O estatuto dos juízes (não apenas o diploma “Estatuto dos Magistrados Judiciais”, mas também, numa aceção mais ampla, o conjunto dos respetivos direitos e deveres) sempre foi tema de debate. No entanto, é hoje um motivo de discussão mais acesa, não só porque se prepararam projetos de alteração legislativa, mas também porque, um pouco por todo o mundo, se viveram acontecimentos que testaram, colocaram em tensão ou puseram em causa o papel e a posição jurídica e social dos juízes. Fiel à sua tradição, a revista quis dar o mote para a discussão de alguns aspetos desse imenso regime que se tece à volta da função jurisdicional e da figura do julgador. A resposta dos autores ao desafio foi muito positiva e permitiu preencher este número quase integralmente com assuntos de natureza estatutária.
Maria dos Prazeres Beleza escreve sobre o regime de impugnação das deliberações do Conselho Superior da Magistratura para o Supremo Tribunal de Justiça, com foco em duas das questões mais complexas: a inadmissibilidade de recurso do acórdão da Secção de Contencioso do Supremo Tribunal de Justiça e a limitação do controlo sobre o erro de facto alegado pelo recorrente. Ainda no mesmo alinhamento, João Paulo Vasconcelos Raposo comenta o acórdão do Tribunal Europeu dos Direitos do Homem de 21/06/2016, no qual que se discutiu o âmbito e a extensão da impugnação das deliberações do Conselho Superior da Magistratura em matéria disciplinar. Neste comentário, faz a ponte para as orientações internacionais sobre a disciplina dos juízes e traça perspetivas de evolução do regime. Rui Patrício ocupa-se da imparcialidade do juiz, projetando este princípio fundamental sobre as práticas adotadas em processo penal e as normas deste ramo do direito, para concluir que nem sempre a imparcialidade (na vertente objetiva e, por vezes, na subjetiva) consegue sair ilesa da dinâmica processual.

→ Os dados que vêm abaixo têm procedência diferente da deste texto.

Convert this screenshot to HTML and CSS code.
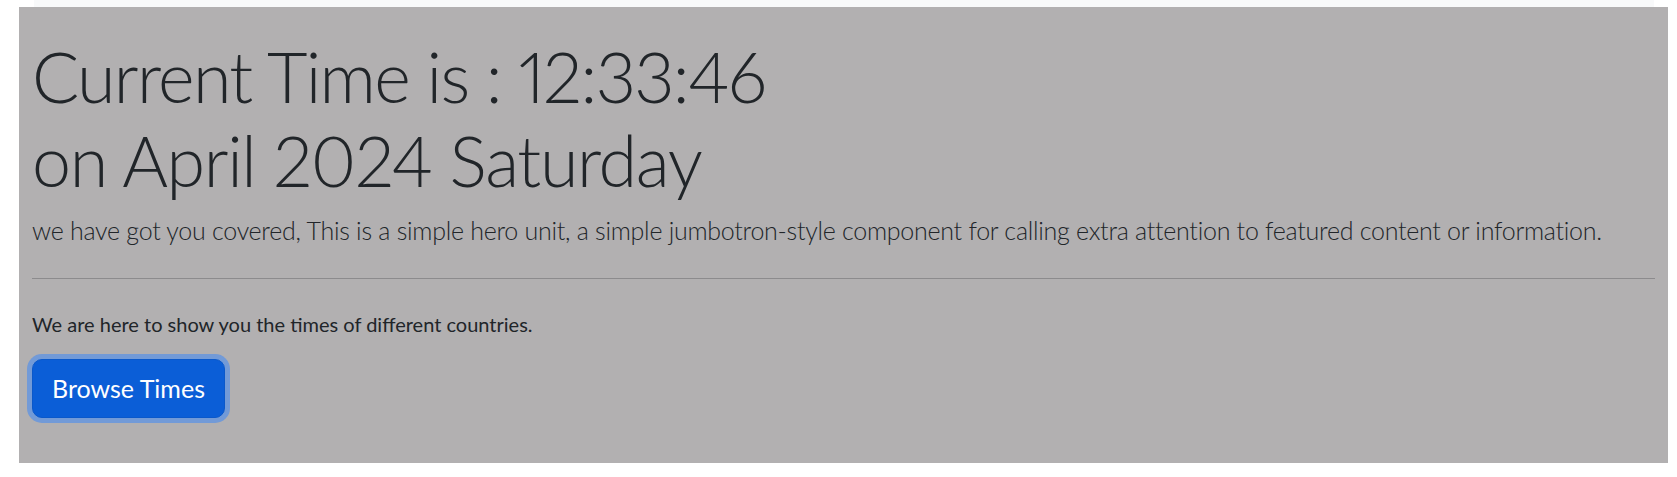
FILE: index.html
```html
<!DOCTYPE html>
<html lang="en">
<head>
<meta charset="utf-8">
<title>Current Time</title>
<link rel="stylesheet" href="styles.css">
</head>
<body>
<div class="nav-strip"></div>
<main class="hero">
  <h1 class="display"><span class="line line-time">Current Time is : 12:33:46</span><span class="line line-date">on April 2024 Saturday</span></h1>
  <p class="lead">we have got you covered, This is a simple hero unit, a simple jumbotron-style component for calling extra attention to featured content or information.</p>
  <hr class="rule">
  <p class="note">We are here to show you the times of different countries.</p>
  <button class="btn" type="button">Browse Times</button>
</main>
</body>
</html>
```

FILE: styles.css
```css
html, body {
  margin: 0;
  padding: 0;
  background: #ffffff;
}

body {
  font-family: "Lato", "Open Sans", sans-serif;
  color: #212529;
}

.nav-strip {
  height: 7px;
  margin: 0 23px 0 34px;
  background: #f8f9fa;
}

.hero {
  display: block;
  margin: 0 9px 14px 19px;
  padding: 27px 13px 45px 13px;
  background: #b2b0b1;
}

.display {
  margin: 0 0 10px 0;
  font-size: 70px;
  line-height: 84px;
  font-weight: 300;
  font-variant-numeric: proportional-nums;
}

.line {
  display: block;
}

.line-time {
  letter-spacing: -1.65px;
}

.line-date {
  letter-spacing: -1.35px;
}

.lead {
  margin: 0 0 28px 0;
  font-size: 25px;
  line-height: 37.5px;
  font-weight: 300;
  letter-spacing: -0.27px;
}

.rule {
  margin: 0 0 30px 0;
  border: 0;
  border-top: 1px solid #8c8b8d;
  height: 0;
}

.note {
  margin: 0 0 20px 0;
  font-size: 20px;
  line-height: 30px;
  font-weight: 400;
}

.btn {
  display: block;
  font-family: inherit;
  font-size: 25px;
  line-height: 37.5px;
  font-weight: 400;
  color: #ffffff;
  background: #0b5ed7;
  border: 1px solid #0a58ca;
  border-radius: 10px;
  padding: 10px 19px;
  box-shadow: 0 0 0 5px rgba(49, 132, 253, 0.5);
  cursor: pointer;
}
```
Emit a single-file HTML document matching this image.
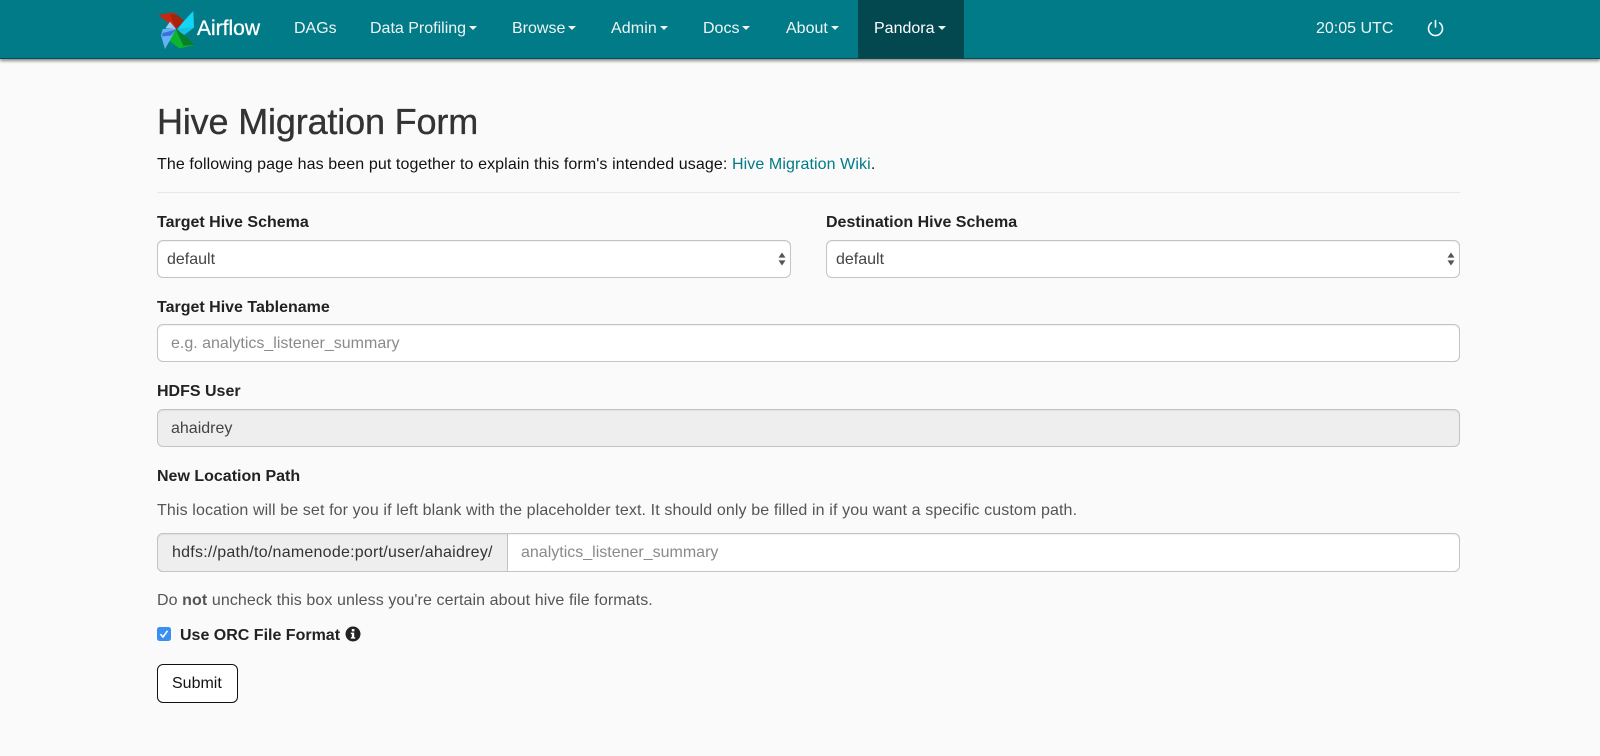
<!DOCTYPE html>
<html>
<head>
<meta charset="utf-8">
<style>
html,body{margin:0;padding:0;width:1600px;height:756px;overflow:hidden;background:#fafafa;font-family:"Liberation Sans",Arial,sans-serif;color:#333}
.t{position:absolute;white-space:nowrap;line-height:20px;font-size:16px}
.nav{position:absolute;left:0;top:0;width:1600px;height:58px;background:#017b87;border-bottom:1px solid #0a4a50;box-shadow:0 2px 3px rgba(0,0,0,.45)}
.n{color:#f0f5f5;top:19px;font-size:16px}
.c::after{content:"";display:inline-block;margin-left:3px;vertical-align:3px;border-top:4px solid #f0f5f5;border-left:4px solid transparent;border-right:4px solid transparent}
.active{position:absolute;left:858px;top:0;width:106px;height:58px;background:#03474f}
.b{font-weight:bold;color:#222}
.box{position:absolute;box-sizing:border-box;background:#fff;border:1px solid #c4c4c4;border-radius:6px;box-shadow:inset 0 1px 1px rgba(0,0,0,.06)}
.v{color:#444}
.ph{color:#8a8a8a}
</style>
</head>
<body>
<div class="nav"></div>
<div class="active"></div>
<svg style="position:absolute;left:150px;top:5px" width="50" height="50" viewBox="0 0 150 150">
<polygon points="25,30 70,22 105,50 78,72" fill="#c9280f"/>
<polygon points="60,28 80,28 105,50 78,72" fill="#a6230e"/>
<polygon points="130,18 132,68 82,72 98,52" fill="#11d6f5"/>
<polygon points="132,68 110,68 82,72 100,92" fill="#16c2e0"/>
<polygon points="135,120 88,130 55,105 78,74" fill="#0bb52e"/>
<polygon points="135,120 100,122 78,74 100,88" fill="#0a7f2a"/>
<polygon points="45,132 33,92 38,72 78,72 62,102" fill="#63b2f6"/>
<polygon points="38,84 78,74 62,92 36,94" fill="#3c6fdc"/>
<polygon points="46,70 60,50 78,72" fill="#9ccdfa"/>
</svg>
<div class="t" style="left:197px;top:17px;font-size:21px;line-height:24px;color:#fff;-webkit-text-stroke:.3px #fff">Airflow</div>
<div class="t n" style="left:294px">DAGs</div>
<div class="t n c" style="left:370px">Data Profiling</div>
<div class="t n c" style="left:512px">Browse</div>
<div class="t n c" style="left:611px;letter-spacing:.1px">Admin</div>
<div class="t n c" style="left:703px">Docs</div>
<div class="t n c" style="left:786px">About</div>
<div class="t n c" style="left:874px;color:#fff">Pandora</div>
<div class="t n" style="left:1316px">20:05 UTC</div>
<svg style="position:absolute;left:1426px;top:18px" width="19" height="20" viewBox="0 0 19 20" fill="none" stroke="#f4f8f8" stroke-width="1.6" stroke-linecap="round"><path d="M5.4 4.9a7 7 0 1 0 8.2 0"/><path d="M9.5 2.5v6.5"/></svg>

<div class="t" style="left:157px;top:100px;font-size:36px;line-height:44px;color:#333;letter-spacing:-.16px;-webkit-text-stroke:.35px #333">Hive Migration Form</div>
<div class="t" style="left:157px;top:155px;color:#111;letter-spacing:.1px">The following page has been put together to explain this form's intended usage: <span style="color:#017b87">Hive Migration Wiki</span>.</div>
<div style="position:absolute;left:157px;top:192px;width:1303px;height:1px;background:#e8e8e8"></div>

<div class="t b" style="left:157px;top:213px">Target Hive Schema</div>
<div class="box" style="left:157px;top:240px;width:634px;height:38px"></div>
<div class="t v" style="left:167px;top:250px">default</div>
<svg style="position:absolute;left:778px;top:252px" width="8" height="14" viewBox="0 0 8 14" fill="#555"><path d="M.5 5.6L4 .5L7.5 5.6Z"/><path d="M.5 8.4L4 13.5L7.5 8.4Z"/></svg>

<div class="t b" style="left:826px;top:213px">Destination Hive Schema</div>
<div class="box" style="left:826px;top:240px;width:634px;height:38px"></div>
<div class="t v" style="left:836px;top:250px">default</div>
<svg style="position:absolute;left:1447px;top:252px" width="8" height="14" viewBox="0 0 8 14" fill="#555"><path d="M.5 5.6L4 .5L7.5 5.6Z"/><path d="M.5 8.4L4 13.5L7.5 8.4Z"/></svg>

<div class="t b" style="left:157px;top:298px">Target Hive Tablename</div>
<div class="box" style="left:157px;top:324px;width:1303px;height:38px"></div>
<div class="t ph" style="left:171px;top:334px">e.g. analytics_listener_summary</div>

<div class="t b" style="left:157px;top:382px">HDFS User</div>
<div class="box" style="left:157px;top:409px;width:1303px;height:38px;background:#eee"></div>
<div class="t v" style="left:171px;top:419px">ahaidrey</div>

<div class="t b" style="left:157px;top:467px">New Location Path</div>
<div class="t" style="left:157px;top:501px;color:#555;letter-spacing:.12px">This location will be set for you if left blank with the placeholder text. It should only be filled in if you want a specific custom path.</div>

<div class="box" style="left:157px;top:533px;width:1303px;height:39px"></div>
<div class="box" style="left:157px;top:533px;width:351px;height:39px;background:#eee;border-radius:6px 0 0 6px"></div>
<div class="t" style="left:172px;top:543px;color:#333;letter-spacing:.24px">hdfs://path/to/namenode:port/user/ahaidrey/</div>
<div class="t ph" style="left:521px;top:543px">analytics_listener_summary</div>

<div class="t" style="left:157px;top:591px;color:#555;letter-spacing:.09px">Do <b>not</b> uncheck this box unless you're certain about hive file formats.</div>

<svg style="position:absolute;left:157px;top:627px" width="14" height="14" viewBox="0 0 14 14"><rect width="14" height="14" rx="2.5" fill="#3b8ff3"/><path d="M3.5 7.2L6 10L10.5 3.8" fill="none" stroke="#fff" stroke-width="1.6"/></svg>
<div class="t b" style="left:180px;top:626px">Use ORC File Format</div>
<svg style="position:absolute;left:345px;top:626px" width="16" height="16" viewBox="0 0 16 16"><circle cx="8" cy="8" r="7.5" fill="#222"/><rect x="6.8" y="3" width="2.6" height="2.4" fill="#fff"/><path d="M5.8 6.6H9.2V11.2H10.2V12.6H5.8V11.2H6.8V8H5.8Z" fill="#fff"/></svg>

<div class="box" style="left:157px;top:664px;width:81px;height:39px;border-color:#111;background:#fff;box-shadow:none"></div>
<div class="t" style="left:172px;top:674px;color:#111">Submit</div>
</body>
</html>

Christophe Régnard partilha connosco a sua experiência de uma década na União Internacional de Magistrados e na Associação Europeia de Juízes, apresentando um retrato transversal da situação de facto, da evolução recente e das perspetivas de futuro do estatuto legal dos magistrados judiciais em França, na Europa e no mundo, desde as melhores experiências aos mais preocupantes retrocessos. Benjamim Barbosa traz-nos a visão da jurisdição administrativa e fiscal, mostrando o que a aproxima da jurisdição comum e aquilo é próprio da primeira, para terminar questionando os motivos pelos quais, apesar das diferenças, as duas magistraturas não se regem por um estatuto comum. Nuno Coelho percorre, com grande detalhe, as principais linhas por que tem passado a discussão sobre as alterações ao Estatuto dos Magistrados Judiciais, sem deixar de notar os pontos que devem sair da sombra ou merecer maior destaque, incluindo a independência económica e financeira. Filipe César Vilarinho Marques analisa o debate recente quanto à definição de regras comuns sobre o Poder Judicial no espaço da União Europeia, concentrando seis pontos que se mostram essenciais nessa matéria.
Do outro lado do Atlântico, Walter Rocha Barone envia-nos uma síntese do regime estatutário brasileiro, incluindo as garantias, as incompatibilidades, o ingresso e a evolução na carreira dos juízes, a sua proteção constitucional e a autonomia do poder judicial. Por fim, Marcos Gonçalves expõe dúvidas e apresenta soluções sobre o procedimento relativo à formação e ao funcionamento do tribunal do júri, sem deixar de fora o seu enquadramento na nova orgânica judiciária, matéria pouco visitada e de grande interesse prático, merecendo, por isso, particular atenção.
É rico o património adquirido da Julgar.
Na trigésima revista, procurou-se honrar o seu percurso de diálogo vivo, esperando que seja recebida com o mesmo espírito e idêntico resultado.